The Notorious Reign of Joanna I, Queen of Naples, Jerusalem, and Sicily

by Nancy Goldstone

Pub Date: Nov. 1st, 2009
ISBN: 978-0-8027-1670-5
Publisher: Walker

The Byzantine life and times of a female monarch during a bloody, perilous era.

Joanna I (1326–82) held her own dominion in southern Italy for more than 30 years despite the machinations of four husbands and jealous in-laws, not to mention the challenges posed by invaders, plague and the deaths of her children. Orphaned at an early age, Joanna was raised in the Kingdom of Naples at the dazzling court of her grandfather, King Robert the Wise.

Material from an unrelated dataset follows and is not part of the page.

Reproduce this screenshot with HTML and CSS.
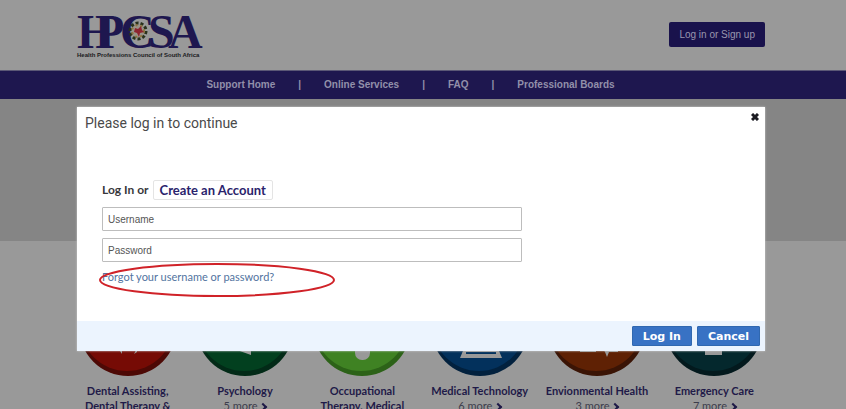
FILE: index.html
```html
<!DOCTYPE html>
<html lang="en">
<head>
<meta charset="utf-8">
<title>HPCSA Support</title>
<link rel="stylesheet" href="styles.css">
</head>
<body>
<header class="container header">
  <svg class="logo" width="128" height="48" viewBox="0 0 128 48" role="img" aria-label="HPCSA">
    <g class="logo-name"><text x="0" y="34">H</text><text x="18" y="34">P</text><text x="43" y="34">C</text><text x="71" y="34">S</text><text x="91" y="34">A</text></g>
    <circle cx="61" cy="17" r="7" fill="#999388"/>
    <circle cx="61" cy="17" r="8" fill="none" stroke="#29311d" stroke-width="3" stroke-dasharray="3 2"/>
    <circle cx="61" cy="17" r="6" fill="none" stroke="#8d7540" stroke-width="2" stroke-dasharray="2 3"/>
    <path d="M58 14l3 1 3-3 1 4 2 2-4 1-1 4-2-4-3-1z" fill="#8e2430"/>
    <text class="logo-sub" x="0" y="43">Health Professions Council of South Africa</text>
  </svg>
  <button class="signup" type="button">Log in or Sign up</button>
</header>
<nav class="nav">
  <a href="#">Support Home</a><span>|</span><a href="#">Online Services</a><span>|</span><a href="#">FAQ</a><span>|</span><a href="#">Professional Boards</a>
</nav>
<div class="hero"></div>
<main class="boards">
  <a class="board" href="#">
    <svg viewBox="0 0 98 98"><circle cx="49" cy="49" r="49" fill="#4d0905"/><circle cx="48" cy="46" r="47" fill="#760b05"/><path d="M39 70l4 6v-6zM55 76l3-6v4z" fill="#999"/></svg>
    <b>Dental Assisting, Dental Therapy &amp;</b>
  </a>
  <a class="board" href="#">
    <svg viewBox="0 0 98 98"><circle cx="49" cy="49" r="49" fill="#022a17"/><circle cx="48" cy="46" r="47" fill="#02401f"/><path d="M41 72h14v5z" fill="#999"/></svg>
    <b>Psychology</b><span>5 more <i></i></span>
  </a>
  <a class="board" href="#">
    <svg viewBox="0 0 98 98"><circle cx="49" cy="49" r="49" fill="#2c6218"/><circle cx="48" cy="46" r="47" fill="#3f8223"/><rect x="42" y="56" width="15" height="26" rx="7" fill="#999"/></svg>
    <b>Occupational Therapy, Medical</b>
  </a>
  <a class="board" href="#">
    <svg viewBox="0 0 98 98"><circle cx="49" cy="49" r="49" fill="#02213e"/><circle cx="48" cy="46" r="47" fill="#03315c"/><path d="M34 68h32l5 12H29z" fill="#999"/><path d="M35 75h30" stroke="#03315c" stroke-width="2"/></svg>
    <b>Medical Technology</b><span>6 more <i></i></span>
  </a>
  <a class="board" href="#">
    <svg viewBox="0 0 98 98"><circle cx="49" cy="49" r="49" fill="#3a1405"/><circle cx="48" cy="46" r="47" fill="#5f2104"/><path d="M32 71h16v3H32zM55 71h15v3h-9l-2 5-2-5z" fill="#999"/></svg>
    <b>Envionmental Health</b><span>3 more <i></i></span>
  </a>
  <a class="board" href="#">
    <svg viewBox="0 0 98 98"><circle cx="49" cy="49" r="49" fill="#03191d"/><circle cx="48" cy="46" r="47" fill="#04282d"/><path d="M40 60h17v17H40z" fill="#999"/></svg>
    <b>Emergency Care</b><span>7 more <i></i></span>
  </a>
</main>
<div class="overlay">
  <form class="dialog" role="dialog" aria-labelledby="title">
    <div class="dialog-head">
      <h1 id="title">Please log in to continue</h1>
      <button class="close" type="button" aria-label="Close"><svg width="8" height="8" viewBox="0 0 8 8"><path d="M1 1l6 6M7 1L1 7" stroke="#1b1b22" stroke-width="3"/></svg></button>
    </div>
    <div class="dialog-body">
      <p class="choice">Log In or <a class="create" href="#">Create an Account</a></p>
      <input type="text" placeholder="Username" aria-label="Username">
      <input type="password" placeholder="Password" aria-label="Password">
      <div class="forgot">
        <a href="#">Forgot your username or password?</a>
        <svg class="ring" width="240" height="36" viewBox="0 0 240 36"><ellipse cx="119" cy="18" rx="117" ry="16" fill="none" stroke="#d02228" stroke-width="2"/></svg>
      </div>
    </div>
    <div class="dialog-foot">
      <button type="submit">Log In</button>
      <button type="button">Cancel</button>
    </div>
  </form>
</div>
</body>
</html>
```

FILE: styles.css
```css
* { box-sizing: border-box; }
html, body { height: 100%; }
body {
  margin: 0;
  padding-right: 4px;
  overflow: hidden;
  background: #999;
  font-family: "Liberation Sans", Arial, sans-serif;
  position: relative;
}
a { text-decoration: none; }
button { font: inherit; cursor: pointer; }
.container { max-width: 688px; margin: 0 auto; }

.header {
  display: flex;
  justify-content: space-between;
  align-items: center;
  padding: 14px 0 8px;
}
.logo { display: block; overflow: visible; }
.logo-name {
  font: bold 48px "Liberation Serif", serif;
  fill: #1e174f;
}
.logo-sub {
  font: bold 6px "Liberation Sans", sans-serif;
  fill: #19191d;
}
.signup {
  height: 25px;
  margin-top: -8px;
  padding: 0 10px;
  border: 0;
  border-radius: 2px;
  background: #19124c;
  color: #9996ae;
  font: 10px "Liberation Sans", sans-serif;
}

.nav {
  display: flex;
  justify-content: center;
  gap: 23px;
  margin-right: -4px;
  padding-right: 25px;
  border-top: 1px solid #5b5876;
  background: #1e174f;
  color: #9290aa;
  font-size: 10px;
  font-weight: bold;
  line-height: 28px;
}
.nav a { color: inherit; }
.hero {
  height: 142px;
  margin-right: -4px;
  background: #858585;
}

.boards {
  display: grid;
  grid-template-columns: repeat(6, 1fr);
  max-width: 704px;
  margin: 0 auto;
  padding-top: 37px;
}
.board {
  display: flex;
  flex-direction: column;
  align-items: center;
  text-align: center;
  padding: 0 5px;
  color: #1f1a48;
  font: 11px/15px Lato, sans-serif;
}
.board svg { width: 98px; height: 98px; margin-bottom: 7px; }
.board span { color: #3d3d4c; }
.board i {
  display: inline-block;
  width: 6px;
  height: 6px;
  border: solid #1f1a48;
  border-width: 2px 2px 0 0;
  transform: rotate(45deg);
}

.overlay {
  position: absolute;
  inset: 0 4px 0 0;
  padding-top: 107px;
}
.dialog {
  max-width: 688px;
  margin: 0 auto;
  background: #fff;
  box-shadow: 0 0 2px #ccc;
}
.dialog-head {
  display: flex;
  justify-content: space-between;
  align-items: flex-start;
  padding: 4px 6px 0 8px;
}
h1 {
  margin: 0;
  font: 14px/24px Roboto, sans-serif;
  color: #4a4a4a;
}
.close { padding: 0; border: 0; background: none; line-height: 10px; }
.dialog-body {
  display: flex;
  flex-direction: column;
  align-items: flex-start;
  gap: 7px;
  padding: 45px 25px 36px;
}
.choice {
  display: flex;
  align-items: center;
  gap: 4px;
  margin: 0;
  color: #38383c;
  font: bold 12px/18px Lato, sans-serif;
}
.create {
  padding: 0 6px;
  border: 1px solid #e4e4e4;
  border-radius: 2px;
  color: #2a236c;
  font-size: 13px;
}
input {
  width: 420px;
  max-width: 100%;
  height: 24px;
  padding: 0 5px;
  border: 1px solid #bdbdbd;
  border-radius: 1px;
  outline: 0;
  font: 10px "Liberation Sans", sans-serif;
}
input::placeholder { color: #555; opacity: 1; }
.forgot {
  position: relative;
  font: 11px/16px Lato, sans-serif;
}
.forgot a { color: #5273a0; }
.ring {
  position: absolute;
  left: -4px;
  top: -7px;
  pointer-events: none;
}
.dialog-foot {
  display: flex;
  justify-content: flex-end;
  gap: 5px;
  padding: 5px;
  background: #ecf4fe;
}
.dialog-foot button {
  height: 20px;
  padding: 0 10px;
  border: 1px solid #3068b0;
  border-radius: 1px;
  background: #3872c4;
  color: #fff;
  font: bold 11px "DejaVu Sans", sans-serif;
}
```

The learned patron of many important early Renaissance figures (most notably Petrarch), Robert presided over a highly cultured court. After he died in 1343, the in-laws jockeyed to empower her cousin (and husband) Andrew as King alongside Joanna as Queen of Naples. He was brutally murdered, and his wife may well have had a hand in it, but she managed to gain exoneration from the pope, withstand invasion by the Hungarians and get herself reinstated as queen. She recaptured Sicily, a long-cherished goal of her ancestors, and consolidated her position by further marriages, as well as those of her nieces and nephews. Maintaining good relations with a succession of popes, Joanna helped preserve the balance of power in Italy until the Great Schism of 1378 divided Neapolitan loyalties and opened her kingdom to another invasion by the usurping Hungarians. In scholarly but accessible prose, popular historian Goldstone (Four Queens: The Provençal Sisters Who Ruled Europe, 2007, etc.) underscores the many significant accomplishments of this exemplary queen.

A thoroughly intriguing portrait of a neglected historical figure.